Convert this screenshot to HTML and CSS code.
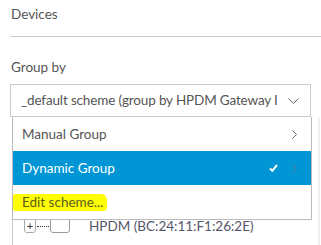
FILE: index.html
```html
<!DOCTYPE html>
<html lang="en">
<head>
    <meta charset="UTF-8">
    <meta name="viewport" content="width=device-width, initial-scale=1.0">
    <title>Devices</title>
    <link rel="stylesheet" href="styles.css">
</head>
<body>
    <div class="panel">
        <h2 class="panel-title">Devices</h2>

        <div class="field-label">Group by</div>

        <div class="select-wrap">
            <div class="select-box">
                <span class="select-text">_default scheme (group by HPDM Gateway ID)</span>
                <svg class="select-caret" width="11" height="6" viewBox="0 0 11 6">
                    <path d="M0.5 0.5 L5.5 5.5 L10.5 0.5" fill="none" stroke="#666" stroke-width="1"/>
                </svg>
            </div>

            <!-- Dropdown menu -->
            <ul class="menu">
                <li class="menu-item">
                    <span>Manual Group</span>
                    <svg class="chevron" width="5" height="9" viewBox="0 0 5 9">
                        <path d="M0.5 0.5 L4.5 4.5 L0.5 8.5" fill="none" stroke="#666" stroke-width="1"/>
                    </svg>
                </li>
                <li class="menu-item active">
                    <span>Dynamic Group</span>
                    <svg class="check" width="9" height="8" viewBox="0 0 9 8">
                        <path d="M1 4.5 L3.3 6.8 L8 1" fill="none" stroke="#fff" stroke-width="2"/>
                    </svg>
                    <svg class="chevron" width="5" height="9" viewBox="0 0 5 9">
                        <path d="M0.5 0.5 L4.5 4.5 L0.5 8.5" fill="none" stroke="#5b7d95" stroke-width="1"/>
                    </svg>
                </li>
                <li class="menu-item edit">
                    <span class="marker">Edit scheme...</span>
                </li>
            </ul>
        </div>

        <div class="tree">
            <div class="tree-row">
                <span class="expander">+</span>
                <span class="dots"></span>
                <span class="checkbox"></span>
                <span class="node-label">HPDM (BC:24:11:F1:26:2E)</span>
            </div>
        </div>
    </div>
</body>
</html>
```

FILE: styles.css
```css
* {
    margin: 0;
    padding: 0;
    box-sizing: border-box;
}

body {
    width: 321px;
    height: 245px;
    overflow: hidden;
    background: #ffffff;
    font-family: 'Lato', 'Liberation Sans', sans-serif;
    font-size: 13.5px;
    color: #555555;
}

.panel {
    padding-left: 10px;
}

.panel-title {
    font-size: 13.5px;
    font-weight: 400;
    height: 37px;
    padding: 6px 0 0 1px;
    border-bottom: 1px solid #cccccc;
}

.field-label {
    padding: 22px 0 0 1px;
    height: 47px;
}

.select-wrap {
    position: relative;
    width: 301px;
}

.select-box {
    display: flex;
    align-items: center;
    height: 33px;
    padding: 0 11px 0 10px;
    border: 1px solid #cccccc;
    background: #fff;
}

.select-text {
    flex: 1;
    overflow: hidden;
    white-space: nowrap;
    margin-right: 10px;
    padding-bottom: 1px;
    letter-spacing: -0.15px;
}

.select-caret {
    flex-shrink: 0;
}

.menu {
    position: absolute;
    top: 33px;
    left: 2px;
    width: 300px;
    list-style: none;
    background: #fff;
    border: 1px solid #bbbbbb;
    border-top: none;
    z-index: 10;
}

.menu-item {
    display: flex;
    align-items: center;
    height: 34px;
    padding: 0 14px 0 9px;
}

.menu-item span {
    flex: 1;
}

.menu-item.active {
    background: #0096d6;
    color: #ffffff;
}

.menu-item .check {
    margin-right: 14px;
}

.marker {
    flex: none !important;
    margin-left: -9px;
    padding: 0 4px 1px 9px;
    background: #ffff00;
    color: #5c5c1c;
    border-radius: 2px 6px 4px 2px;
}

.tree {
    margin: 0 1px 0 2px;
    height: 140px;
    border-left: 1px solid #cccccc;
    border-right: 2px solid #f0f0f0;
    padding: 102px 0 0 11px;
}

.tree-row {
    display: flex;
    align-items: center;
    height: 14px;
}

.expander {
    width: 12px;
    height: 14px;
    border: 1px solid #aaaaaa;
    border-radius: 0 0 3px 3px;
    font-size: 11px;
    line-height: 11px;
    text-align: center;
    color: #333;
}

.dots {
    width: 12px;
    border-top: 1px dotted #333;
    margin: 0 1px;
}

.checkbox {
    width: 20px;
    height: 14px;
    border: 1px solid #999999;
    border-radius: 0 0 3px 3px;
}

.node-label {
    margin-left: 19px;
    color: #55566a;
    line-height: 14px;
}
```
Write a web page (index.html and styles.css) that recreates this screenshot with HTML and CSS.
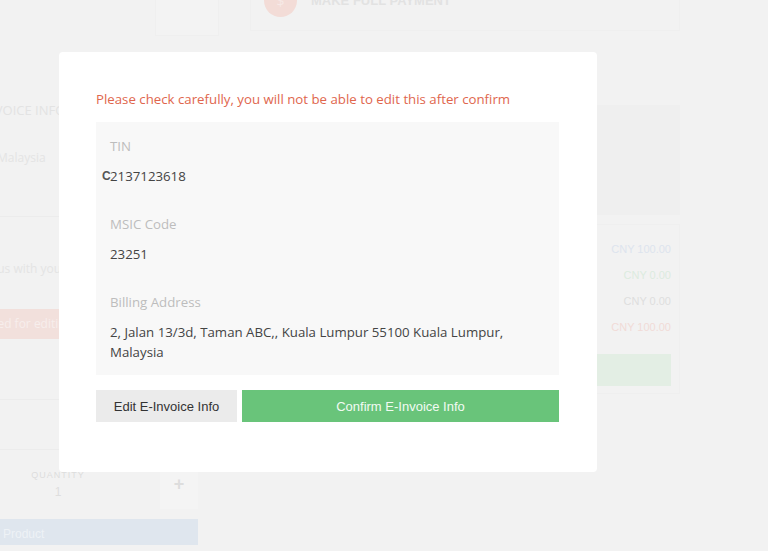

--- To do ---
Print the full listing exactly, dropping the pictures.

--- Solution to this task ---
Convert this screenshot to HTML and CSS code.
FILE: index.html
```html
<!DOCTYPE html>
<html lang="en">
<head>
    <meta charset="UTF-8">
    <meta name="viewport" content="width=device-width, initial-scale=1.0">
    <title>Devices</title>
    <link rel="stylesheet" href="styles.css">
</head>
<body>
    <div class="panel">
        <h2 class="panel-title">Devices</h2>

        <div class="field-label">Group by</div>

        <div class="select-wrap">
            <div class="select-box">
                <span class="select-text">_default scheme (group by HPDM Gateway ID)</span>
                <svg class="select-caret" width="11" height="6" viewBox="0 0 11 6">
                    <path d="M0.5 0.5 L5.5 5.5 L10.5 0.5" fill="none" stroke="#666" stroke-width="1"/>
                </svg>
            </div>

            <!-- Dropdown menu -->
            <ul class="menu">
                <li class="menu-item">
                    <span>Manual Group</span>
                    <svg class="chevron" width="5" height="9" viewBox="0 0 5 9">
                        <path d="M0.5 0.5 L4.5 4.5 L0.5 8.5" fill="none" stroke="#666" stroke-width="1"/>
                    </svg>
                </li>
                <li class="menu-item active">
                    <span>Dynamic Group</span>
                    <svg class="check" width="9" height="8" viewBox="0 0 9 8">
                        <path d="M1 4.5 L3.3 6.8 L8 1" fill="none" stroke="#fff" stroke-width="2"/>
                    </svg>
                    <svg class="chevron" width="5" height="9" viewBox="0 0 5 9">
                        <path d="M0.5 0.5 L4.5 4.5 L0.5 8.5" fill="none" stroke="#5b7d95" stroke-width="1"/>
                    </svg>
                </li>
                <li class="menu-item edit">
                    <span class="marker">Edit scheme...</span>
                </li>
            </ul>
        </div>

        <div class="tree">
            <div class="tree-row">
                <span class="expander">+</span>
                <span class="dots"></span>
                <span class="checkbox"></span>
                <span class="node-label">HPDM (BC:24:11:F1:26:2E)</span>
            </div>
        </div>
    </div>
</body>
</html>
```

FILE: styles.css
```css
* {
    margin: 0;
    padding: 0;
    box-sizing: border-box;
}

body {
    width: 321px;
    height: 245px;
    overflow: hidden;
    background: #ffffff;
    font-family: 'Lato', 'Liberation Sans', sans-serif;
    font-size: 13.5px;
    color: #555555;
}

.panel {
    padding-left: 10px;
}

.panel-title {
    font-size: 13.5px;
    font-weight: 400;
    height: 37px;
    padding: 6px 0 0 1px;
    border-bottom: 1px solid #cccccc;
}

.field-label {
    padding: 22px 0 0 1px;
    height: 47px;
}

.select-wrap {
    position: relative;
    width: 301px;
}

.select-box {
    display: flex;
    align-items: center;
    height: 33px;
    padding: 0 11px 0 10px;
    border: 1px solid #cccccc;
    background: #fff;
}

.select-text {
    flex: 1;
    overflow: hidden;
    white-space: nowrap;
    margin-right: 10px;
    padding-bottom: 1px;
    letter-spacing: -0.15px;
}

.select-caret {
    flex-shrink: 0;
}

.menu {
    position: absolute;
    top: 33px;
    left: 2px;
    width: 300px;
    list-style: none;
    background: #fff;
    border: 1px solid #bbbbbb;
    border-top: none;
    z-index: 10;
}

.menu-item {
    display: flex;
    align-items: center;
    height: 34px;
    padding: 0 14px 0 9px;
}

.menu-item span {
    flex: 1;
}

.menu-item.active {
    background: #0096d6;
    color: #ffffff;
}

.menu-item .check {
    margin-right: 14px;
}

.marker {
    flex: none !important;
    margin-left: -9px;
    padding: 0 4px 1px 9px;
    background: #ffff00;
    color: #5c5c1c;
    border-radius: 2px 6px 4px 2px;
}

.tree {
    margin: 0 1px 0 2px;
    height: 140px;
    border-left: 1px solid #cccccc;
    border-right: 2px solid #f0f0f0;
    padding: 102px 0 0 11px;
}

.tree-row {
    display: flex;
    align-items: center;
    height: 14px;
}

.expander {
    width: 12px;
    height: 14px;
    border: 1px solid #aaaaaa;
    border-radius: 0 0 3px 3px;
    font-size: 11px;
    line-height: 11px;
    text-align: center;
    color: #333;
}

.dots {
    width: 12px;
    border-top: 1px dotted #333;
    margin: 0 1px;
}

.checkbox {
    width: 20px;
    height: 14px;
    border: 1px solid #999999;
    border-radius: 0 0 3px 3px;
}

.node-label {
    margin-left: 19px;
    color: #55566a;
    line-height: 14px;
}
```
Write a web page (index.html and styles.css) that recreates this screenshot with HTML and CSS.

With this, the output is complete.